Teacher suspended for whipping pupilsComment on this story
Johannesburg - A teacher was suspended for allegedly using corporal punishment to discipline pupils at the Lugobe High school near Umbumbulu on the South Coast, the KwaZulu-Natal education department said on Tuesday.
The teacher was suspended on Monday for allegedly using a plastic pipe to discipline pupils who were late for school, spokesman Muzi Mahlambi said.
He said it was a criminal offence for teachers to use corporal punishment and the department would deal with such incidents “harshly” and “accordingly”.
“We take a zero-tolerance approach to educators who are found to use corporal punishment.”
Mahlambi said corporal punishment incidents in schools were reported every week since the beginning of the school year.
“This is a very serious matter, if you look at the number of times that such cases are reported,” he said.
Mahlambi said the department would do everything possible to protect school pupils.
“The head of the education department had re-issued a circular to educators to remind them that corporal punishment would not be tolerated,” he said.
The use of corporal punishment was banned in public schools and teachers who practised it were breaking the law, said Childline National executive officer Dumisile Nala.

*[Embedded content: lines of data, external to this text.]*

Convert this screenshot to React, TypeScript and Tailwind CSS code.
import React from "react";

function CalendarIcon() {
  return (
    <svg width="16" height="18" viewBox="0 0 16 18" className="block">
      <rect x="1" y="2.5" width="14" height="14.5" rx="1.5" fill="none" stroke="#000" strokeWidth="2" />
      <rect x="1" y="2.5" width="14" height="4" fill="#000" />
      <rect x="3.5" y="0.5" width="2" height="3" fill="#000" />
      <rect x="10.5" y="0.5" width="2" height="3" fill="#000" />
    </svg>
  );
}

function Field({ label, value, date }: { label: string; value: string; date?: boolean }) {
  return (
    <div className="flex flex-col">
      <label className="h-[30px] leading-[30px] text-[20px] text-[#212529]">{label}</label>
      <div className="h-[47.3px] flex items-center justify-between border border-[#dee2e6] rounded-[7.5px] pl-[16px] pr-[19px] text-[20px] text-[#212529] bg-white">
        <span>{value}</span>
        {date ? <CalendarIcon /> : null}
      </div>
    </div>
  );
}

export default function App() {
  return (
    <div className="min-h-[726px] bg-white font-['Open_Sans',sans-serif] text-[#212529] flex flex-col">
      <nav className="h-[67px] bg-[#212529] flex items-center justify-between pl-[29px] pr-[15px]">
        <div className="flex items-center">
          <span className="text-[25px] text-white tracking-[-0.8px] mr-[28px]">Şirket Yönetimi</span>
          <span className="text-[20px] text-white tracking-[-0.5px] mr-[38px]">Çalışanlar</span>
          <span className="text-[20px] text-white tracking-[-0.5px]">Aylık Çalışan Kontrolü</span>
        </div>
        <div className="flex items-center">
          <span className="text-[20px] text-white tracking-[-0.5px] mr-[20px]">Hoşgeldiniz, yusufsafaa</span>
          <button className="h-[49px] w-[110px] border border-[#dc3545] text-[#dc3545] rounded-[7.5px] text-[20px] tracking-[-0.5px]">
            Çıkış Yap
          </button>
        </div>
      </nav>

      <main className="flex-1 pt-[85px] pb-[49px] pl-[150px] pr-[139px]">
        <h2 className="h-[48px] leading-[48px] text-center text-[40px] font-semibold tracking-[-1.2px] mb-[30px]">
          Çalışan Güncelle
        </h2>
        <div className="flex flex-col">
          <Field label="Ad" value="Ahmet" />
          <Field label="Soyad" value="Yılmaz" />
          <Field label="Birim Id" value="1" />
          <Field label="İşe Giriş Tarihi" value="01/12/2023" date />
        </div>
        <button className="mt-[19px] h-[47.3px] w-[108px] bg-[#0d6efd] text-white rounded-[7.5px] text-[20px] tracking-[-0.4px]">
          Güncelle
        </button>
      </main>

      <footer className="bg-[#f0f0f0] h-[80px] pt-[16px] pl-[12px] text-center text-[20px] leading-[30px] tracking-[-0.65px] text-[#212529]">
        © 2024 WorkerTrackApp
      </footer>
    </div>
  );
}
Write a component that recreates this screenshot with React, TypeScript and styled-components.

“Children's rights are human rights which are enshrined in the Constitution,” said Nala.
She said children had the right to be protected in a school environment and educators who violated this right should be reported.
Communication between the pupils, parents, schools, the department and organisations was key to addressing corporal punishment incidents.
“All the concerned entities should engage with pupils to understand their behaviour and to address the problem adequately,” said Nala.
Schools should also create a code of conduct and educate teachers on how to deal with discipline issues in schools.
“We need to look at practical and possible solutions in dealing with discipline issues in a school environment, as inappropriate behaviour cannot continue,” said Nala.
She suggested time-outs and written punishment as alternatives for pupils who were disruptive.
Parents should also install discipline in their children and speak to them to understand their behaviour.
“Parents need to make more time for their children because some times they just need someone to speak to,” said Nala.